In the end, oversampling, especially when combined with input variable corrections, provided a sizable performance gain (5.6%) over the randomization method. This gain is determined from ROC curves made for each training iteration (even/odd or odd/event) and each method. The performance loss is also a 5% improvement over the randomization method.

For more information on these methods, see the HIG-21-002. Below are some example BDT output scores for the \(2\ell ss\) and \(3 \ell\) channels for this analysis.

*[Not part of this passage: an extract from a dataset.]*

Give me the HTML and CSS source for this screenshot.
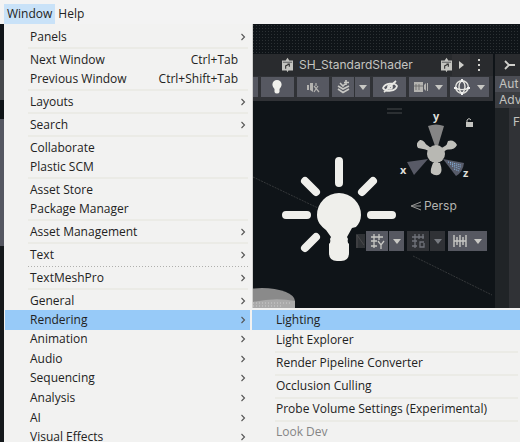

mass_param_BDT Source: HIG-21-002

So far we have seen decorrelation achieved by using inputs that are decorrelated for the classifier and regularizing the output to penalize learning correlations. Another approach can be to learn decorrelation by maximizing performance metrics that more closely align with the sensitivity of the analysis, like in this paper and their corresponding Python-based package, ThickBrick. In this case, the authors study the dependence of the event selection threshold on the signal purity in a given bin of the distribution of an observable. They demonstrate that the threshold increases with signal purity, "implying that the threshold is stronger in the x-'bins' of higher purity." This parametric event selection threshold "naturally leads to decorrelation of the event selection criteria from the event variable x." The failure to incorporate the dependencies on observable distributions is framed as a misalignment between the ML-based selector and the sensitivity of the physics analysis. A demo of their package, ThickBrick, was given at PyHEP2020.